Francfort - Chaque Européen disposera-t-il un jour d'un compte en euros numériques à la Banque centrale européenne (BCE)?

Cette perspective prend forme alors que l'institut de Francfort a donné mercredi son feu vert à une phase d'évaluation de deux ans.

S'il est définitivement adoubé, le projet le plus important depuis l'introduction de l'euro pourrait voir le jour vers le milieu de la décennie et s'ajouter aux moyens de paiement à la disposition des citoyens.

 

- Pourquoi un euro numérique ?

La BCE veut accompagner l'explosion des paiements dématérialisés, qui s'est amplifiée avec la pandémie de Covid-19.

Même en Allemagne, pays où le liquide a longtemps été roi, les consommateurs ont, en 2020, pour la première fois dépensé plus d'argent par carte.

La BCE craint que cet engouement ne profite à des monnaies virtuelles privées ou à des devises étrangères.

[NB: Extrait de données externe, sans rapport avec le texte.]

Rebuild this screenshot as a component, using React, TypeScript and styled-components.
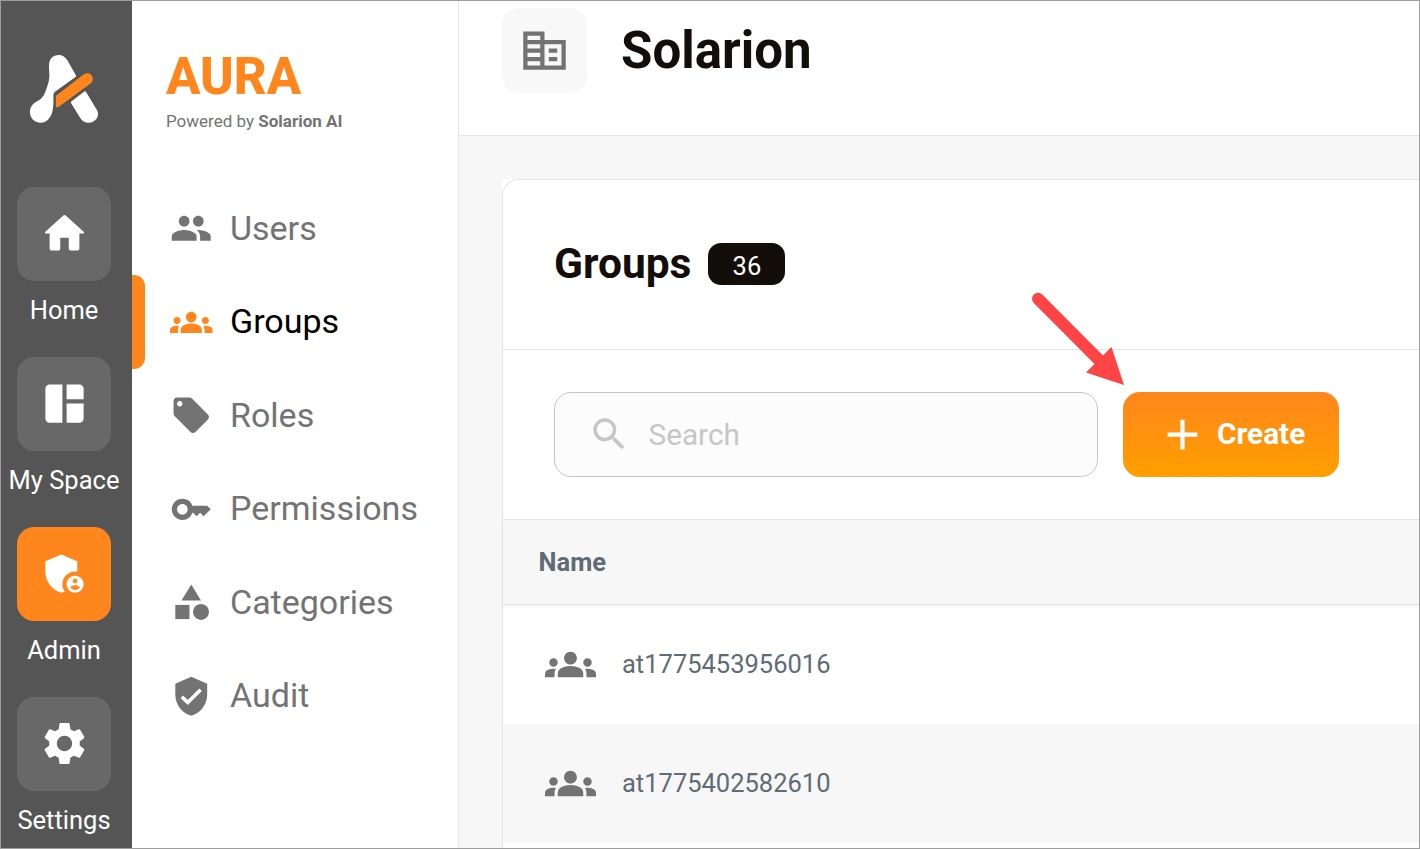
import React from "react";
import styled, { createGlobalStyle, css } from "styled-components";
import type { IconType } from "react-icons";
import {
  MdAdd,
  MdAdminPanelSettings,
  MdCategory,
  MdCorporateFare,
  MdGroups,
  MdKey,
  MdLocalOffer,
  MdPeople,
  MdSearch,
  MdSettings,
  MdSpaceDashboard,
  MdVerifiedUser,
} from "react-icons/md";

const color = {
  accent: "#ff861c",
  accentEnd: "#ff9f00",
  rail: "#555555",
  railButton: "#686868",
  ink: "#140e0a",
  muted: "#737373",
  slate: "#5f6b75",
  line: "#e5e5e5",
  surface: "#f7f7f7",
};

const GlobalStyle = createGlobalStyle`
  *, *::before, *::after { box-sizing: border-box; }
  html, body { margin: 0; padding: 0; overflow: hidden; }
  body { font-family: Roboto, "Liberation Sans", sans-serif; background: #fff; }
`;

const Frame = styled.div`
  position: relative;
  display: flex;
  width: 1420px;
  height: 849px;
  border: 1px solid #9d9d9d;
  background: #fff;
  overflow: hidden;
`;

const Rail = styled.nav`
  flex: 0 0 131px;
  display: flex;
  flex-direction: column;
  align-items: center;
  padding-right: 5px;
  background: ${color.rail};
`;

const RailLogo = styled.div`
  flex: 0 0 186px;
  padding-top: 49px;
  svg { display: block; }
`;

const RailItem = styled.div`
  height: 170px;
  flex: none;
  display: flex;
  flex-direction: column;
  align-items: center;
`;

const RailButton = styled.div<{ $active?: boolean }>`
  width: 94px;
  height: 94px;
  border-radius: 17px;
  display: flex;
  align-items: center;
  justify-content: center;
  padding: 0 0 1px 1px;
  color: #fff;
  background: ${(p) => (p.$active ? color.accent : color.railButton)};
`;

const RailLabel = styled.span`
  margin-top: 14px;
  font-size: 25.5px;
  line-height: 30px;
  white-space: nowrap;
  color: #fff;
`;

const Sidebar = styled.aside`
  flex: 0 0 327px;
  border-right: 1px solid ${color.line};
  background: #fff;
`;

const Brand = styled.div`
  height: 180.6px;
  padding: 46px 0 0 34px;
`;

const BrandName = styled.div`
  font-size: 51px;
  line-height: 60px;
  font-weight: 800;
  color: ${color.accent};
`;

const BrandNote = styled.div`
  margin-top: 4px;
  font-size: 17px;
  line-height: 20px;
  white-space: nowrap;
  color: ${color.muted};
`;

const NavItem = styled.div<{ $active?: boolean }>`
  position: relative;
  height: 93.5px;
  display: flex;
  align-items: center;
  gap: 17.5px;
  padding-left: 38px;
  font-size: 34px;
  line-height: 40px;
  color: ${(p) => (p.$active ? "#000" : color.muted)};
  svg { color: ${(p) => (p.$active ? color.accent : color.muted)}; }
  ${(p) =>
    p.$active &&
    css`
      &::before {
        content: "";
        position: absolute;
        left: 0;
        top: 0;
        width: 13px;
        height: 94px;
        border-radius: 0 11px 11px 0;
        background: ${color.accent};
      }
    `}
`;

const NavLabel = styled.span`
  padding-bottom: 1px;
`;

const Main = styled.main`
  flex: 1;
  min-width: 0;
  display: flex;
  flex-direction: column;
  background: ${color.surface};
`;

const Header = styled.header`
  flex: 0 0 135px;
  display: flex;
  align-items: flex-start;
  gap: 34px;
  padding: 7px 0 0 43px;
  border-bottom: 1px solid ${color.line};
  background: #fff;
`;

const OrgBadge = styled.div`
  width: 85px;
  height: 85px;
  border-radius: 17px;
  display: flex;
  align-items: center;
  justify-content: center;
  color: ${color.muted};
  background: #f8f8f8;
`;

const OrgName = styled.h1`
  margin: 0;
  font-size: 51px;
  line-height: 86px;
  font-weight: 700;
  color: ${color.ink};
`;

const CardBackdrop = styled.div`
  flex: 1;
  margin: 43px 0 0 43px;
  background: #fff;
`;

const Card = styled.section`
  height: 100%;
  border: 1px solid ${color.line};
  border-width: 1px 0 0 1px;
  border-radius: 17px 0 0 0;
`;

const CardTitleRow = styled.div`
  height: 170px;
  display: flex;
  align-items: center;
  gap: 17px;
  padding: 0 0 2px 51px;
  border-bottom: 1px solid ${color.line};
`;

const CardTitle = styled.h2`
  margin: 0;
  font-size: 42.5px;
  line-height: 50px;
  font-weight: 700;
  color: ${color.ink};
`;

const CountPill = styled.span`
  width: 77px;
  height: 42px;
  border-radius: 13px;
  display: flex;
  align-items: center;
  justify-content: center;
  padding-top: 4px;
  font-size: 25.5px;
  color: #fff;
  background: ${color.ink};
`;

const Toolbar = styled.div`
  height: 170px;
  display: flex;
  align-items: center;
  gap: 25px;
  padding-left: 51px;
  border-bottom: 1px solid ${color.line};
`;

const SearchBox = styled.div`
  width: 544px;
  height: 85px;
  display: flex;
  align-items: center;
  gap: 18px;
  padding-left: 33px;
  border: 1px solid #c6c6c6;
  border-radius: 17px;
  font-size: 29.75px;
  color: #c6c6c6;
  background: #fcfcfc;
  span { padding-bottom: 1px; }
`;

const CreateButton = styled.div`
  width: 216px;
  height: 85px;
  display: flex;
  align-items: center;
  gap: 9px;
  padding-left: 34px;
  border-radius: 17px;
  font-size: 29.75px;
  font-weight: 700;
  color: #fff;
  background: linear-gradient(180deg, ${color.accent}, ${color.accentEnd});
  span { padding-bottom: 2px; }
`;

const TableHead = styled.div`
  position: relative;
  height: 85px;
  display: flex;
  align-items: center;
  padding-left: 35.5px;
  border-bottom: 1px solid ${color.line};
  box-shadow: 0 2px 4px rgba(0, 0, 0, 0.05);
  font-size: 25.5px;
  font-weight: 700;
  color: ${color.slate};
  background: ${color.surface};
`;

const TableRow = styled.div<{ $shaded?: boolean }>`
  height: 119px;
  display: flex;
  align-items: center;
  gap: 26px;
  padding-left: 42px;
  font-size: 25.5px;
  color: ${color.slate};
  background: ${(p) => (p.$shaded ? color.surface : "transparent")};
  svg { color: ${color.muted}; }
  span { padding-bottom: 2px; }
`;

const Pointer = styled.svg`
  position: absolute;
  left: 1019px;
  top: 279px;
  width: 120px;
  height: 120px;
`;

const HomeIcon = ({ size }: { size: number }) => (
  <svg width={size} height={size} viewBox="0 0 24 24" fill="currentColor">
    <path d="M10 19v-5h4v5c0 .55.45 1 1 1h3c.55 0 1-.45 1-1v-7h1.7c.46 0 .68-.57.33-.87L12.67 3.6c-.38-.34-.96-.34-1.34 0l-8.36 7.53c-.34.3-.13.87.33.87H5v7c0 .55.45 1 1 1h3c.55 0 1-.45 1-1z" />
  </svg>
);

const Logo = () => (
  <svg width="80" height="80" viewBox="24 50 80 80">
    <path
      fill="#fff"
      d="M49 65 C49 58.500 53.500 55 58.500 55 C62.500 55 65.500 57 67.500 60.500 L76 75.500 C76.300 76.200 76.100 76.600 75.500 77 L56 91 C53.800 92.600 53.400 93.500 53.400 96 C53.400 100 53.600 105 52.700 110 C51.500 116.500 47.500 122.700 40.700 122.700 C34 122.700 29.900 117.500 29.900 111.700 C29.900 107.500 32 104.300 35.500 102.300 C40.500 99.600 43.500 97.500 46 90 C48 84.500 50 79 49.300 73 C49 70.500 49 67.500 49 65 Z"
    />
    <path
      fill="#fff"
      d="M71.300 101.500 L84 91.700 C84.900 91.100 85.600 91.300 86.100 92 L96 108.500 C97.300 110.700 98 112 98 114 C98 119 93.500 122.800 88.500 122.800 C85 122.800 82 121 80.300 118 L71 103 C70.700 102.400 70.800 101.900 71.300 101.500 Z"
    />
    <path
      fill={color.accent}
      d="M56.300 95.500 L82.500 75.300 C84.800 73.400 88.500 72.300 91 74.700 C93.600 77.200 93.400 81.400 90.500 83.600 L58.500 106.900 C57.200 107.800 55.900 107.400 55.900 105.800 L55.900 96.600 C55.900 96.100 56 95.800 56.300 95.500 Z"
    />
  </svg>
);

const railItems: { label: string; icon: IconType | typeof HomeIcon; active?: boolean }[] = [
  { label: "Home", icon: HomeIcon },
  { label: "My Space", icon: MdSpaceDashboard },
  { label: "Admin", icon: MdAdminPanelSettings, active: true },
  { label: "Settings", icon: MdSettings },
];

const navItems: { label: string; icon: IconType; active?: boolean }[] = [
  { label: "Users", icon: MdPeople },
  { label: "Groups", icon: MdGroups, active: true },
  { label: "Roles", icon: MdLocalOffer },
  { label: "Permissions", icon: MdKey },
  { label: "Categories", icon: MdCategory },
  { label: "Audit", icon: MdVerifiedUser },
];

const groups = ["at1775453956016", "at1775402582610"];

export default function App() {
  return (
    <>
      <GlobalStyle />
      <Frame>
        <Rail>
          <RailLogo>
            <Logo />
          </RailLogo>
          {railItems.map(({ label, icon: Icon, active }) => (
            <RailItem key={label}>
              <RailButton $active={active}>
                <Icon size={51} />
              </RailButton>
              <RailLabel>{label}</RailLabel>
            </RailItem>
          ))}
        </Rail>
        <Sidebar>
          <Brand>
            <BrandName>AURA</BrandName>
            <BrandNote>
              Powered by <b>Solarion AI</b>
            </BrandNote>
          </Brand>
          {navItems.map(({ label, icon: Icon, active }) => (
            <NavItem key={label} $active={active}>
              <Icon size={42.5} />
              <NavLabel>{label}</NavLabel>
            </NavItem>
          ))}
        </Sidebar>
        <Main>
          <Header>
            <OrgBadge>
              <MdCorporateFare size={51} />
            </OrgBadge>
            <OrgName>Solarion</OrgName>
          </Header>
          <CardBackdrop>
            <Card>
              <CardTitleRow>
                <CardTitle>Groups</CardTitle>
                <CountPill>36</CountPill>
              </CardTitleRow>
              <Toolbar>
                <SearchBox>
                  <MdSearch size={42.5} />
                  <span>Search</span>
                </SearchBox>
                <CreateButton>
                  <MdAdd size={51} />
                  <span>Create</span>
                </CreateButton>
              </Toolbar>
              <TableHead>Name</TableHead>
              {groups.map((name, i) => (
                <TableRow key={name} $shaded={i % 2 === 1}>
                  <MdGroups size={51} />
                  <span>{name}</span>
                </TableRow>
              ))}
            </Card>
          </CardBackdrop>
        </Main>
        <Pointer viewBox="1020 280 120 120">
          <path d="M1038 298.700 L1100 361" stroke="#fe4444" strokeWidth="12" strokeLinecap="round" />
          <path d="M1111.500 347 L1124 385 L1086 372.500 Z" fill="#fe4444" />
        </Pointer>
      </Frame>
    </>
  );
}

En 2019, le projet de Facebook de lancer une monnaie virtuelle, désormais baptisée le diem, a créé un électrochoc.

Plusieurs pays, comme la Chine ou les Etats-Unis, travaillent aussi à l'émission de leur propre cryptomonnaie. Pékin teste déjà depuis mars le paiement par e-yuan via téléphone portable, avec l'ambition d'en faire une monnaie internationale de référence, concurrente du dollar, selon les experts.

"La monnaie de banque centrale resterait au cœur du système de paiement, renforçant l'autonomie de l'Europe à l'ère de la monnaie numérique", déclare Fabio Panetta, membre du directoire de la BCE.

 

- Quel intérêt pour les consommateurs ? -

L'euro numérique va permettre aux ménages et entreprises de déposer directement cette monnaie sur un compte créé au sein de banques commerciales ou d'autres acteurs financiers régulés.

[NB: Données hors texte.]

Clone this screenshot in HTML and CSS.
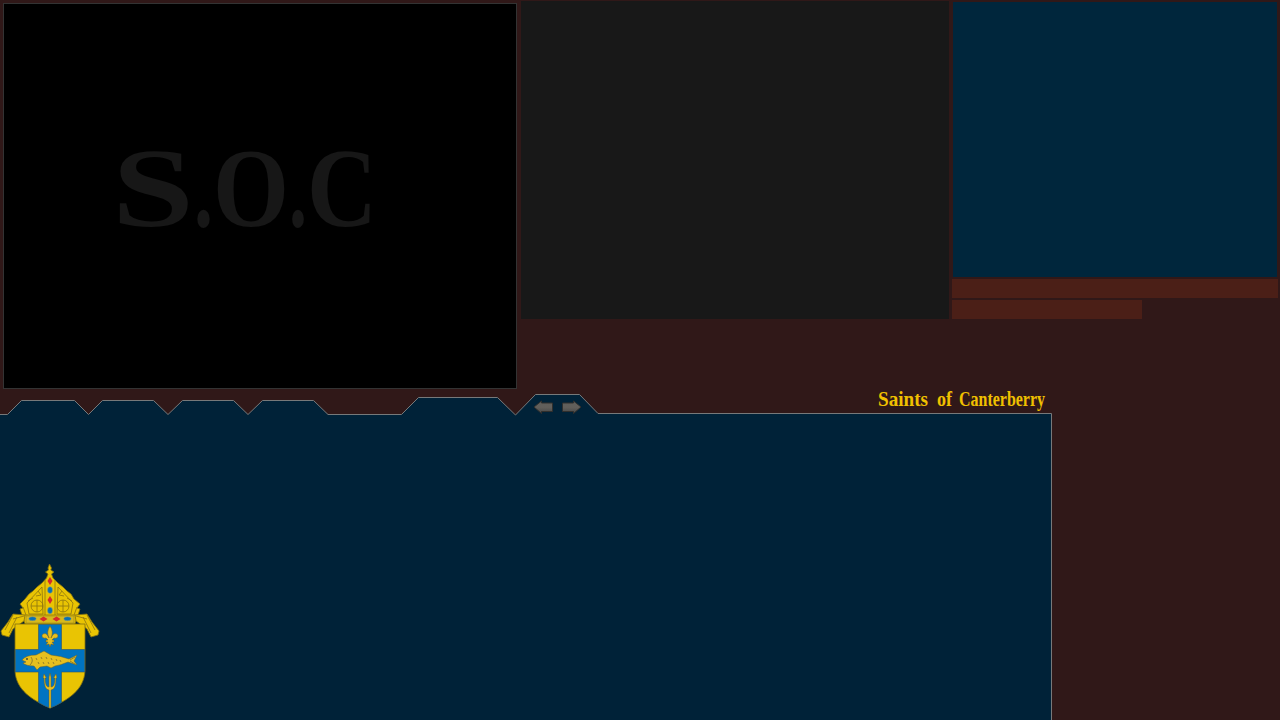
FILE: index.html
```html
<!DOCTYPE html>
<html lang="en">
<head>
<meta charset="utf-8">
<title>Saints of Canterberry</title>
<link rel="stylesheet" href="styles.css">
</head>
<body>
<main class="page">
  <section class="top">
    <div class="map">
      <svg class="monogram" width="260" height="110" viewBox="0 -20 260 110">
        <text y="76"><tspan x="-3" textLength="82" lengthAdjust="spacingAndGlyphs">S</tspan><tspan x="79" textLength="19" lengthAdjust="spacingAndGlyphs">.</tspan><tspan x="98" textLength="76" lengthAdjust="spacingAndGlyphs">O</tspan><tspan x="174" textLength="18" lengthAdjust="spacingAndGlyphs">.</tspan><tspan x="192" textLength="70" lengthAdjust="spacingAndGlyphs">C</tspan></text>
      </svg>
    </div>
    <div class="viewer"></div>
    <div class="side">
      <div class="chat"></div>
      <div class="bar"></div>
      <div class="bar bar-short"></div>
    </div>
  </section>
  <section class="console">
    <svg class="frame" width="1054" height="337" viewBox="0 383 1054 337">
      <defs>
        <linearGradient id="metal" x1="0" y1="0" x2="0" y2="1"><stop offset="0" stop-color="#5f5e5a"/><stop offset=".5" stop-color="#625f5b"/><stop offset="1" stop-color="#474746"/></linearGradient>
      </defs>
      <path class="panel" d="M-2 414.5H7.5L21.5 400.5H74.5L88.5 414.5L102.5 400.5H153.5L168 414.5L182.5 400.5H233.5L248 414.5L262.5 400.5H313.5L328 414.5H401.5L418.5 397.5H497.5L515.5 415L535.5 394.5H579.5L598 413.5H1051.5V722H-2Z"/>
      <g class="arrow" fill="url(#metal)">
        <path d="M534 407L541.500 401V403H552.500V411.500H541.500V413.500Z"/>
        <path d="M581 407L573.500 401V403H562.500V411.500H573.500V413.500Z"/>
      </g>
      <text class="title" y="406"><tspan x="878" textLength="50" lengthAdjust="spacingAndGlyphs">Saints</tspan> <tspan x="937" textLength="15" lengthAdjust="spacingAndGlyphs">of</tspan> <tspan x="959" textLength="86" lengthAdjust="spacingAndGlyphs">Canterberry</tspan></text>
    </svg>
    <svg class="crest" width="100" height="148" viewBox="0 0 100 148">
      <g class="gold">
        <path d="M49.500 1L51.500 5L50.800 7L54 9L51.500 11L53 15L58 20L63 24L67 28L71 31L74 36L80 41L77 45L80 46L75 61H25L20 46L23 45L20 41L25 36L29 31L33 28L37 24L42 20L46.500 15L48 11L45.500 9L48.500 7L48 5Z"/>
        <path d="M25 52L13 51L8 59L1 68L2 72L9 74L13 66L24 58Z"/>
        <path d="M75 52L87 51L92 59L99 68L98 72L91 74L87 66L76 58Z"/>
        <path d="M15 61H85V108C84 127 68 137 50 145C32 137 16 127 15 108Z"/>
      </g>
      <g class="detail">
        <path d="M45 17V52M55 17V52M42 24L27 40L29 51H43ZM58 24L73 40L71 51H57ZM25 52H75M23 44L26 52M77 44L74 52M13 52L5 67M17 54L9 70M87 52L95 67M83 54L91 70M13 56L24 53M87 56L76 53"/>
        <circle cx="37" cy="43" r="6"/><circle cx="63" cy="43" r="6"/>
        <path d="M37 37V49M31 43H43M63 37V49M57 43H69M38 28L41 32L36 33M62 28L59 32L64 33M28 38L33 35M72 38L67 35"/>
      </g>
      <path class="trim" d="M26 53H74V60H26Z"/>
      <path class="red" d="M50 14L52.500 18L50 22L47.500 18ZM50 33L52.500 37L50 41L47.500 37ZM39.500 56L43.500 53.500L47.500 56L43.500 58.500ZM52.500 56L56.500 53.500L60.500 56L56.500 58.500Z"/>
      <g class="blue"><ellipse cx="50" cy="27" rx="2.500" ry="3.300"/><ellipse cx="50" cy="47.500" rx="2.500" ry="3.300"/><ellipse cx="32.500" cy="55.700" rx="3.700" ry="2"/><ellipse cx="67.500" cy="55.700" rx="3.700" ry="2"/></g>
      <path class="cross" d="M38.500 61.500H61.500V86.500H84.700V109H61.500V139.500Q56 143 50 145Q44 143 38.500 139.500V109H15.300V86.500H38.500Z"/>
      <g class="charge">
        <path d="M50 63Q46 69 49 75Q46 68 42 72Q42 76 46 75L48 77H46V79H48L46 82L49 81L50 84L51 81L54 82L52 79H54V77H52L54 75Q58 76 58 72Q54 68 51 75Q54 69 50 63Z"/>
        <path d="M22 97Q26 92 36 92L44 88L51 92Q61 93 69 96L77 92L74 98L77 102L68 99Q61 102 55 103L51 105L47 103L40 104L37 107L34 103Q26 103 23 100L26 99Z"/>
        <path d="M49 114L50 110L51 114V124Q55 124 55 115H53.500L56 111L57 115H56Q56 127 51 127V145H49V127Q44 127 44 115H43L44 111L46.500 115H45Q45 124 49 124Z"/>
      </g>
      <path class="scales" d="M31 94Q34 98 30 102M36 95L37 97M41 94L42 96M46 94L47 96M51 95L52 97M56 96L57 98M38 99L39 101M43 99L44 101M48 99L49 101M53 99L54 101M60 97L61 99M70 97L75 94M70 98L75 101"/>
      <circle class="eye" cx="27" cy="96" r=".9"/>
    </svg>
  </section>
</main>
</body>
</html>
```
FILE: styles.css
```css
body {
  margin: 0;
  background: #301818;
  overflow: hidden;
}

.page {
  display: flex;
  flex-direction: column;
  box-sizing: border-box;
  width: 1280px;
  height: 720px;
}

.top {
  display: flex;
  align-items: flex-start;
  height: 393px;
  padding-left: 3px;
}

.map {
  box-sizing: border-box;
  width: 514px;
  height: 386px;
  margin: 3px 4px 0 0;
  padding: 126px 0 0 111px;
  background: #000;
  border: 1px solid #333;
}

.monogram {
  display: block;
  overflow: visible;
  fill: #171717;
  font: bold 112px "Liberation Serif", serif;
}

.viewer {
  width: 428px;
  height: 318px;
  margin-top: 1px;
  background: #181818;
}

.side {
  display: flex;
  flex-direction: column;
  width: 326px;
  margin: 2px 0 0 3px;
}

.chat {
  height: 275px;
  margin: 0 1px 2px;
  background: #00263c;
}

.bar {
  height: 19px;
  margin-bottom: 2px;
  background: #4b1f17;
}

.bar-short {
  width: 190px;
}

.console {
  position: relative;
  height: 337px;
  margin-top: -10px;
}

.frame {
  display: block;
  overflow: visible;
}

.panel {
  fill: #002238;
  stroke: #77797a;
  stroke-width: 1;
}

.arrow {
  stroke: #302f2d;
  stroke-width: 1;
}

.title {
  fill: #f0c000;
  font: bold 21px "Liberation Serif", serif;
}

.crest {
  position: absolute;
  left: 0;
  top: 180px;
}

.gold {
  fill: #e9c403;
  stroke: #806e10;
  stroke-width: .8;
}

.detail {
  fill: none;
  stroke: #8b7410;
  stroke-width: .8;
}

.trim {
  fill: #d8b91b;
  stroke: #9c861c;
  stroke-width: .6;
}

.red {
  fill: #d52b2b;
}

.blue {
  fill: #0870b5;
  stroke: #9d9f70;
  stroke-width: .5;
}

.cross {
  fill: #0074c2;
  stroke: #31516a;
  stroke-width: .6;
}

.charge {
  fill: #e6bf20;
  stroke: #665f28;
  stroke-width: .5;
}

.scales {
  fill: none;
  stroke: #80702d;
  stroke-width: .8;
}

.eye {
  fill: #3d4431;
}
```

Cet argent sera protégé contre tout risque de perte, un argument fort au moment où le projet de garantie européen des dépôts est dans l'impasse.

La BCE promet une utilisation "sans risque, accessible et efficace" pour régler des achats à la caisse d'un supermarché, en ligne via une application sur smartphone par exemple, également hors ligne à l'aide de cartes de paiement similaires à la carte de débit.

L'enjeu sera le moment venu de "persuader les consommateurs de passer à un nouveau moyen de paiement qui ne diffère guère de ceux existants en termes de traitement et de gamme de services" comme Apple Pay ou PayPal, estime Heike Mai, économiste chez Deutsche Bank.

"Les habitudes de paiement des consommateurs ne changeront pas dès le lancement d'un euro numérique", prévoit déjà Guido Zimmermann, analyste chez LBBW.

Mais cela pourrait évoluer dans quelques années, tandis que "l'argent obtiendra de nouvelles fonctionnalités, faisant que nos habitudes de vie et de paiement changeront davantage".

Les utilisateurs pourraient par exemple effectuer des virements ou des paiements entre Européens, en limitant les frais bancaires, avec leur "portefeuille" d'euros numériques, disponible 24h/24, 7j/7.

 

- Quelle différence avec une cryptomonnaie ?

Une cryptomonnaie comme le bitcoin n'est pas un moyen de paiement officiel. Son unité de compte n'est pas définie par l'Etat mais est émise par des organisations privées, ou contrôlée par les participants d'un réseau informatique.

L'émission de nouveaux bitcoins est régulée par un algorithme, et non par un comité de politique monétaire.

La BCE voudra s'assurer que l'euro numérique "soit utilisé comme moyen de paiement plutôt que comme forme d'investissement, en vue de préserver la stabilité financière", déclare Fabio Panetta.

Le tout se voulant à l'opposé du monde très spéculatif des monnaies numériques, dont le cours a des allures de montagne russe.

 

- Quels risques ? -

La BCE doit prendre en compte les inquiétudes des Européens sur les risques pour la protection de leur vie privée, première des priorités exprimées dans la récente consultation menée par l'institut.

Les données devraient être mieux protégées avec l'euro numérique qu'avec les équivalents proposés par des prestataires privés, assure la BCE.

Mais le chemin est étroit car il n'est pas question d'offrir la même garantie d'anonymat que le cash, pour des raisons évidentes de lutte contre la fraude fiscale et le financement d'activités illicites.

Le principal risque est la fuite des épargnants vers cette nouvelle forme de monnaie, qui permet d'éviter les frais d'un compte de dépôt classique, ce qui fragiliserait les banques de la zone euro.

La BCE songe ainsi à taxer les dépôts en monnaie de banque centrale au-delà d'un seuil, par exemple 3.000 euros, déclarait en juin Fabrio Panetta au Financial Times.

Il ne faut pas non plus aggraver la fracture numérique au sein de la société.

L'euro numérique "ne remplacera pas" l'argent liquide, assure la BCE.